The adsorption equilibrium and kinetics experiments were undertaken with the primary purpose of determining an optimum granulated activated carbon (GAC) / sand ratio to be implemented in the Weathertex system. A GAC to sand ratio of approximately 1:25 was chosen based on a cost benefit analysis. The dissolved organic carbon (DOC) concentration of stormwater was expected to be reduced by approximately 91% after it passed through the GAC/sand media section. The Freundlich isotherm equation and the linear driving force approximation (LDFA) model reasonably described the adsorption equilibrium and kinetics experimental data. The predictions based on these experiments, however, were not borne out in the field. The field investigations indicated that the GAC/sand section of the Weathertex system did not perform as well as anticipated. To better understand the factors influencing the performance of the system, fixed bed column experiments were undertaken and these indicated that this was potentially due to the stormwater residence time of the Weathertex system being too short to allow for the GAC to effectively remove organics. The fixed bed column laboratory investigations also showed that increased depths of GAC resulted in greater reductions in the DOC concentration. The mass balance equations provided a reasonable prediction of the fixed bed adsorption data.
The wetting and drying fixed bed investigations indicated that the intermittent application of synthetic stormwater and the associated drying times resulted in a greater reduction in the DOC concentration with time. When the synthetic stormwater solution was applied intermittently there was a significant level of microbial activity present, but this was still less than when the synthetic stormwater was applied continuously.

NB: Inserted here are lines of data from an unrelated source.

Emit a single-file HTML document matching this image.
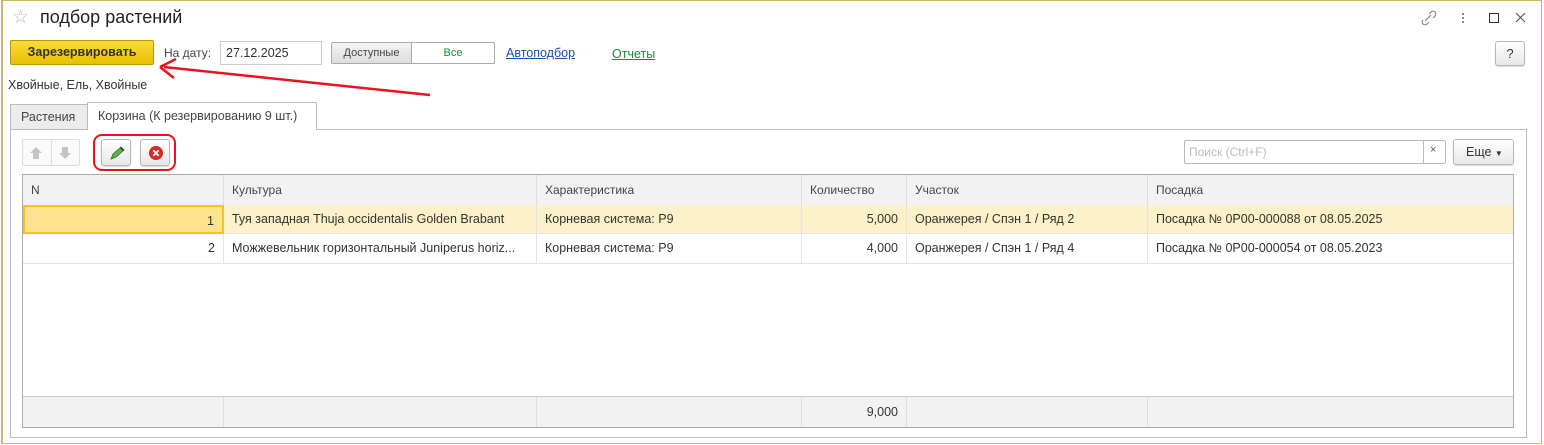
<!DOCTYPE html>
<html><head><meta charset="utf-8"><style>
*{box-sizing:border-box;margin:0;padding:0}
body{width:1544px;height:445px;background:#fff;font-family:"Liberation Sans",sans-serif;font-size:12px;color:#333;position:relative;overflow:hidden}
.a{position:absolute}
.win{left:1px;top:0;width:1541px;height:444px;border:1px solid #c9b865;border-left-width:2px}
.btn{border:1px solid #b8b8b8;border-radius:3px;background:linear-gradient(#fff,#e8e8e8);box-shadow:0 1px 1px rgba(0,0,0,.15)}
.th{position:absolute;top:0;height:30px;line-height:30px;padding-left:8px;border-right:1px solid #ddd;color:#444;background:#f2f2f2}
.td{position:absolute;height:29px;line-height:29px;padding:0 8px;border-right:1px solid #e4e4e4;white-space:nowrap;overflow:hidden;color:#333;font-size:12.5px}
.r{text-align:right}
</style></head><body>
<div class="a win"></div>
<div class="a" style="left:12px;top:6px;font-size:19px;color:#bbb">☆</div>
<div class="a" style="left:40px;top:7px;font-size:18px;color:#222">подбор растений</div>
<svg class="a" style="left:1420px;top:8px" width="110" height="20">
<g fill="none" stroke="#888" stroke-width="1.2"><path d="M5 13l6-6M3 12a2.5 2.5 0 0 0 4 4l2-2M9 6l2-2a2.5 2.5 0 0 1 4 4l-2 2"/></g>
<g fill="#888"><rect x="42" y="5" width="2" height="2"/><rect x="42" y="9" width="2" height="2"/><rect x="42" y="13" width="2" height="2"/></g>
<rect x="69.5" y="5.5" width="9" height="9" fill="none" stroke="#333"/>
<path d="M96 5l9 9M105 5l-9 9" stroke="#555" stroke-width="1.1"/>
</svg>
<div class="a" style="left:10px;top:40px;width:144px;height:25px;border:1px solid #b39a00;border-radius:2px;background:linear-gradient(#f8dc3a,#e8c000);font-weight:bold;font-size:12.5px;line-height:23px;text-align:center;color:#333">Зарезервировать</div>
<div class="a" style="left:164px;top:46px;color:#444">На дату:</div>
<div class="a" style="left:220px;top:41px;width:102px;height:24px;border:1px solid #ccc;padding-left:5px;line-height:22px;font-size:12.5px">27.12.2025</div>
<div class="a" style="left:331px;top:42px;width:164px;height:22px;border:1px solid #aaa;border-radius:2px;font-size:11px;line-height:20px">
<div class="a" style="left:0;top:0;width:80px;height:20px;background:linear-gradient(#f4f4f4,#ddd);border-right:1px solid #aaa;text-align:center;color:#444">Доступные</div>
<div class="a" style="left:80px;top:0;width:82px;text-align:center;color:#1a8a3a">Все</div></div>
<div class="a" style="left:506px;top:46px;color:#1d4fb4;text-decoration:underline;font-size:12.5px">Автоподбор</div>
<div class="a" style="left:612px;top:47px;color:#1a8a3a;text-decoration:underline;font-size:12.5px">Отчеты</div>
<div class="a btn" style="left:1495px;top:41px;width:30px;height:25px;text-align:center;line-height:23px;font-size:13px;color:#333">?</div>
<svg class="a" style="left:150px;top:55px" width="290" height="50"><path d="M280 40L14 12" stroke="#e8141c" stroke-width="2.5"/><path d="M10 12l16-8M10 12l14 11" stroke="#e8141c" stroke-width="2.5" fill="none"/></svg>
<div class="a" style="left:8px;top:78px;font-size:12.5px">Хвойные, Ель, Хвойные</div>
<div class="a" style="left:10px;top:129px;width:1517px;height:309px;border:1px solid #bbb"></div>
<div class="a" style="left:10px;top:104px;width:78px;height:26px;border:1px solid #bbb;background:#ececec;line-height:24px;padding-left:10px;font-size:12.5px;color:#444">Растения</div>
<div class="a" style="left:87px;top:102px;width:230px;height:28px;border:1px solid #bbb;border-bottom:none;background:#fff;line-height:26px;padding-left:10px;font-size:12.5px;color:#444">Корзина (К резервированию 9 шт.)</div>
<div class="a" style="left:22px;top:139px;width:58px;height:27px;border:1px solid #ddd;border-radius:2px;background:#fafafa"><div class="a" style="left:28px;top:0;width:1px;height:25px;background:#ddd"></div>
<svg class="a" style="left:6px;top:6px" width="46" height="14"><path d="M1 7l6-6 6 6h-3v6h-6v-6z M30 7l6 6 6-6h-3v-6h-6v6z" fill="#c4c4c4"/></svg></div>
<div class="a btn" style="left:101px;top:139px;width:30px;height:27px"><svg class="a" style="left:7px;top:6px" width="16" height="14"><path d="M2 13l2-5 8-7 3 3-8 7z" fill="#5db34c" stroke="#2f6c25" stroke-width=".8"/><path d="M11 2l3 3 1-1-3-3z" fill="#333"/></svg></div>
<div class="a btn" style="left:140px;top:139px;width:30px;height:27px"><svg class="a" style="left:7px;top:5px" width="16" height="16"><circle cx="8" cy="8" r="7" fill="#d42a2a"/><path d="M5.3 5.3l5.4 5.4M10.7 5.3l-5.4 5.4" stroke="#fff" stroke-width="1.8"/></svg></div>
<div class="a" style="left:93px;top:134px;width:83px;height:37px;border:2.5px solid #e8141c;border-radius:9px"></div>
<div class="a" style="left:1184px;top:140px;width:262px;height:24px;border:1px solid #bbb;border-radius:2px"><div class="a" style="left:4px;top:4px;color:#bbb">Поиск (Ctrl+F)</div><div class="a" style="left:238px;top:0;width:1px;height:22px;background:#bbb"></div><div class="a" style="left:245px;top:3px;color:#555;font-size:11px">×</div></div>
<div class="a btn" style="left:1453px;top:139px;width:61px;height:26px;line-height:24px;padding-left:12px;font-size:12.5px">Еще <span style="font-size:8px">▼</span></div>
<div class="a" style="left:22px;top:174px;width:1492px;height:254px;border:1px solid #aaa;overflow:hidden">
<div class="th" style="left:0;width:201px">N</div>
<div class="th" style="left:201px;width:313px">Культура</div>
<div class="th" style="left:514px;width:265px">Характеристика</div>
<div class="th" style="left:779px;width:105px">Количество</div>
<div class="th" style="left:884px;width:241px">Участок</div>
<div class="th" style="left:1125px;width:366px">Посадка</div>
<div class="a" style="left:0;top:30px;width:1491px;height:29px;background:#fcf1c8;border-bottom:1px solid #e4e4e4"></div>
<div class="td r" style="left:0;top:30px;width:201px;background:#fde38d;border:2px solid #f3c614">1</div>
<div class="td" style="left:201px;top:30px;width:313px">Туя западная Thuja occidentalis Golden Brabant</div>
<div class="td" style="left:514px;top:30px;width:265px">Корневая система: P9</div>
<div class="td r" style="left:779px;top:30px;width:105px">5,000</div>
<div class="td" style="left:884px;top:30px;width:241px">Оранжерея / Спэн 1 / Ряд 2</div>
<div class="td" style="left:1125px;top:30px;width:366px;border:none">Посадка № 0P00-000088 от 08.05.2025</div>
<div class="a" style="left:0;top:59px;width:1491px;height:30px;border-bottom:1px solid #e4e4e4"></div>
<div class="td r" style="left:0;top:59px;width:201px">2</div>
<div class="td" style="left:201px;top:59px;width:313px">Можжевельник горизонтальный Juniperus horiz...</div>
<div class="td" style="left:514px;top:59px;width:265px">Корневая система: P9</div>
<div class="td r" style="left:779px;top:59px;width:105px">4,000</div>
<div class="td" style="left:884px;top:59px;width:241px">Оранжерея / Спэн 1 / Ряд 4</div>
<div class="td" style="left:1125px;top:59px;width:366px;border:none">Посадка № 0P00-000054 от 08.05.2023</div>
<div class="a" style="left:0;top:221px;width:1491px;height:32px;background:#f2f2f2;border-top:1px solid #ccc">
<div class="td" style="left:0;top:0;width:201px;height:31px;border-color:#ddd"></div>
<div class="td" style="left:201px;top:0;width:313px;height:31px;border-color:#ddd"></div>
<div class="td" style="left:514px;top:0;width:265px;height:31px;border-color:#ddd"></div>
<div class="td r" style="left:779px;top:0;width:105px;height:31px;line-height:31px;border-color:#ddd">9,000</div>
<div class="td" style="left:884px;top:0;width:241px;height:31px;border-color:#ddd"></div>
</div></div>
</body></html>
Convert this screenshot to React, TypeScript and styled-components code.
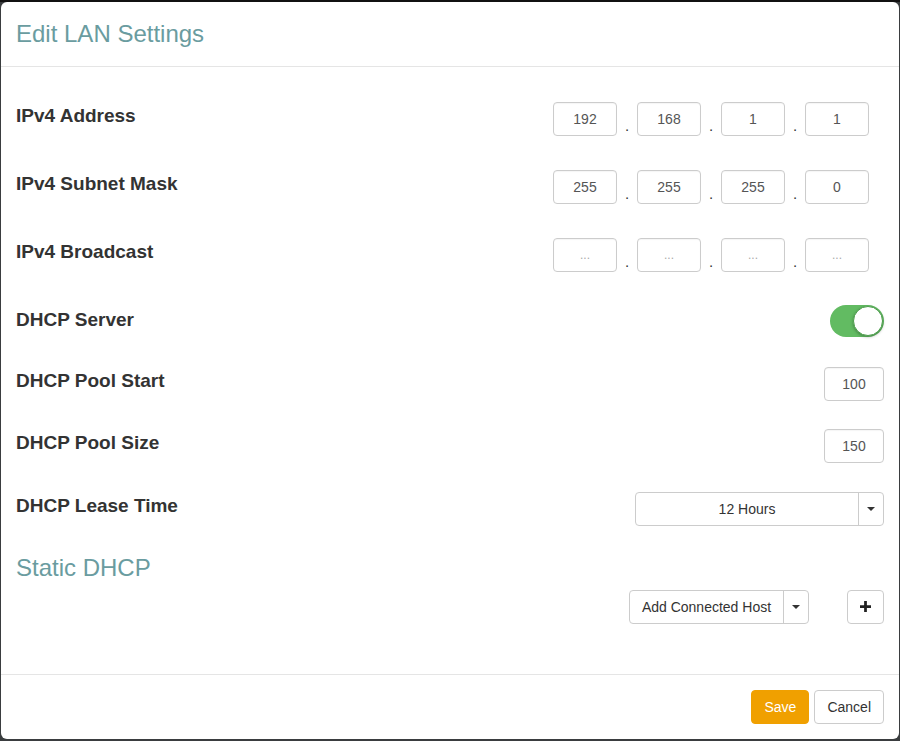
import styled, { createGlobalStyle } from 'styled-components'

const GlobalStyle = createGlobalStyle`
  html, body {
    margin: 0;
    padding: 0;
    background: #2e3133;
    font-family: "Liberation Sans", Arial, sans-serif;
    color: #333;
  }
  * { box-sizing: border-box; }
`

function IpField({ values }: { values: string[] }) {
  return (
    <IpGroup>
      {values.map((v, i) => (
        <IpPart key={i}>
          {i > 0 && <Dot>.</Dot>}
          <Input $w={64} $empty={v === ''}>{v === '' ? '...' : v}</Input>
        </IpPart>
      ))}
    </IpGroup>
  )
}

export default function App() {
  return (
    <>
      <GlobalStyle />
      <Backdrop>
        <Modal>
          <Header>
            <Title>Edit LAN Settings</Title>
          </Header>
          <Body>
            <Row $mb={34}>
              <Label>IPv4 Address</Label>
              <IpField values={['192', '168', '1', '1']} />
            </Row>
            <Row $mb={34}>
              <Label>IPv4 Subnet Mask</Label>
              <IpField values={['255', '255', '255', '0']} />
            </Row>
            <Row $mb={32}>
              <Label>IPv4 Broadcast</Label>
              <IpField values={['', '', '', '']} />
            </Row>
            <Row $mb={30}>
              <Label $pt={6}>DHCP Server</Label>
              <Toggle>
                <Knob />
              </Toggle>
            </Row>
            <Row $mb={28}>
              <Label>DHCP Pool Start</Label>
              <Input $w={60}>100</Input>
            </Row>
            <Row $mb={29}>
              <Label>DHCP Pool Size</Label>
              <Input $w={60}>150</Input>
            </Row>
            <Row $mb={27}>
              <Label>DHCP Lease Time</Label>
              <Select $w={249}>
                <SelectText>12 Hours</SelectText>
                <CaretBox><Caret /></CaretBox>
              </Select>
            </Row>
            <SubTitle>Static DHCP</SubTitle>
            <HostRow>
              <Select $w={180}>
                <SelectText>Add Connected Host</SelectText>
                <CaretBox><Caret /></CaretBox>
              </Select>
              <PlusButton>
                <svg width="11" height="11" viewBox="0 0 12 12">
                  <path d="M4.5 0h3v4.5H12v3H7.5V12h-3V7.5H0v-3h4.5z" fill="#222" />
                </svg>
              </PlusButton>
            </HostRow>
          </Body>
          <Footer>
            <Button $primary>Save</Button>
            <Button>Cancel</Button>
          </Footer>
        </Modal>
      </Backdrop>
    </>
  )
}

const Backdrop = styled.div`
  width: 900px;
  height: 741px;
  padding: 2px 1px 2px 1px;
  background: linear-gradient(to bottom, #111 0px, #111 2px, #3a3d3f 2px);
`
const Modal = styled.div`
  width: 898px;
  height: 737px;
  background: #fff;
  border-radius: 6px;
  display: flex;
  flex-direction: column;
  overflow: hidden;
`
const Header = styled.div`
  padding: 19px 15px 19px;
  border-bottom: 1px solid #e5e5e5;
`
const Title = styled.h4`
  margin: 0;
  font-size: 24px;
  font-weight: 400;
  line-height: 1.1;
  color: #6a9ca0;
`
const Body = styled.div`
  flex: 1;
  padding: 35px 15px 15px;
  display: flex;
  flex-direction: column;
`
const Row = styled.div<{ $mb: number }>`
  display: flex;
  justify-content: space-between;
  align-items: flex-start;
  margin-bottom: ${p => p.$mb}px;
`
const Label = styled.div<{ $pt?: number }>`
  font-size: 19px;
  font-weight: 700;
  line-height: 20px;
  color: #333;
  padding-top: ${p => p.$pt ?? 4}px;
`
const IpGroup = styled.div`
  display: flex;
  padding-right: 15px;
`
const IpPart = styled.div`
  display: flex;
`
const Dot = styled.span`
  width: 20px;
  text-align: center;
  align-self: flex-end;
  font-size: 15px;
  line-height: 15px;
  padding-bottom: 3px;
  color: #333;
`
const Input = styled.div<{ $w: number; $empty?: boolean }>`
  width: ${p => p.$w}px;
  height: 34px;
  border: 1px solid #ccc;
  border-radius: 4px;
  display: flex;
  align-items: center;
  justify-content: center;
  font-size: ${p => (p.$empty ? '12px' : '14px')};
  color: ${p => (p.$empty ? '#aaa' : '#555')};
  box-shadow: inset 0 1px 1px rgba(0, 0, 0, 0.04);
`
const Toggle = styled.div`
  width: 54px;
  height: 32px;
  margin-top: 1px;
  border-radius: 16px;
  background: #62bb62;
  display: flex;
  justify-content: flex-end;
  align-items: center;
  padding: 1px;
`
const Knob = styled.div`
  width: 30px;
  height: 30px;
  border-radius: 50%;
  background: #fff;
  border: 1px solid #4a9e4a;
  box-shadow: 0 1px 3px rgba(0, 0, 0, 0.3);
`
const Select = styled.div<{ $w: number }>`
  width: ${p => p.$w}px;
  height: 34px;
  border: 1px solid #ccc;
  border-radius: 4px;
  display: flex;
  background: #fff;
`
const SelectText = styled.div`
  flex: 1;
  display: flex;
  align-items: center;
  justify-content: center;
  font-size: 14px;
  color: #333;
`
const CaretBox = styled.div`
  width: 25px;
  border-left: 1px solid #ccc;
  display: flex;
  align-items: center;
  justify-content: center;
`
const Caret = styled.span`
  width: 0;
  height: 0;
  border-left: 4px solid transparent;
  border-right: 4px solid transparent;
  border-top: 4px solid #333;
`
const SubTitle = styled.h4`
  margin: 2px 0 8px;
  font-size: 24px;
  font-weight: 400;
  line-height: 1.1;
  color: #6a9ca0;
`
const HostRow = styled.div`
  display: flex;
  justify-content: flex-end;
  gap: 38px;
`
const PlusButton = styled.div`
  width: 37px;
  height: 34px;
  border: 1px solid #ccc;
  border-radius: 4px;
  display: flex;
  align-items: center;
  justify-content: center;
`
const Footer = styled.div`
  padding: 15px;
  border-top: 1px solid #e5e5e5;
  display: flex;
  justify-content: flex-end;
  gap: 5px;
`
const Button = styled.div<{ $primary?: boolean }>`
  height: 34px;
  padding: 0 12px;
  border-radius: 4px;
  display: flex;
  align-items: center;
  font-size: 14px;
  border: 1px solid ${p => (p.$primary ? '#f0a000' : '#ccc')};
  background: ${p => (p.$primary ? '#f0a000' : '#fff')};
  color: ${p => (p.$primary ? '#fff' : '#333')};
`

This is potentially due to the dislodgement of adsorbed organics and the dislodgement of microbes due to the forces associated with the intermittently applied stormwater and the consumption of adsorbed organics by microbes during dry periods. The mathematical model, which incorporated both adsorption and biodegradation processes, was able to reasonably predict the organics removal efficiency of the fixed bed system when the synthetic stormwater solution was supplied continuously.
The main limitations associated with the study were that:
1. The outcomes of the study relate to the three systems investigated and the catchment characteristics associated with these three systems;
2. the field investigations indicated that the GAC/sand media section of the Weathertex system did not perform as well as anticipated and this was potentially due to the limited stormwater residence time at this site;
3. the presence of microbial activity within the systems was measured using heterotrophic plate count (HPC) testing and was not able to identify the type of microbes present; and
4. the laboratory investigations focused on the use of GAC (to reduce DOC) and not on other engineered soils.
Overall, the study demonstrated that the complexity of the field system performance depended on an interaction of several variables. This was not best represented by a single model that attempts to take in to consideration all factors that influence the performance of the system. Instead, the treatment performance of the three field systems was compared using linear regression analysis. These linear regression relationships can now be used by designers to estimate the likely range of treatment performance that can be expected from similarly designed confined WSUD systems.
In addition, general design recommendations based on the field and laboratory findings have been presented. To achieve optimal system performance these recommendations should be considered when designing a system.
The key findings of the current study were as follows. Confined WSUD systems can be designed to bring the quality of stormwater runoff back to acceptable ANZECC and ARMCANZ (2000) standards. Such systems should be designed according to the concentration of the influent stormwater and this concentration is dependent primarily on the land use of the drainage catchment. The inclusion of iron oxides in the porous concrete pipe used in the confined WSUD systems is able to enhance dissolved heavy metals removal from stormwater. Also, the longer the residence time of stormwater within the system the greater the pollutant reduction.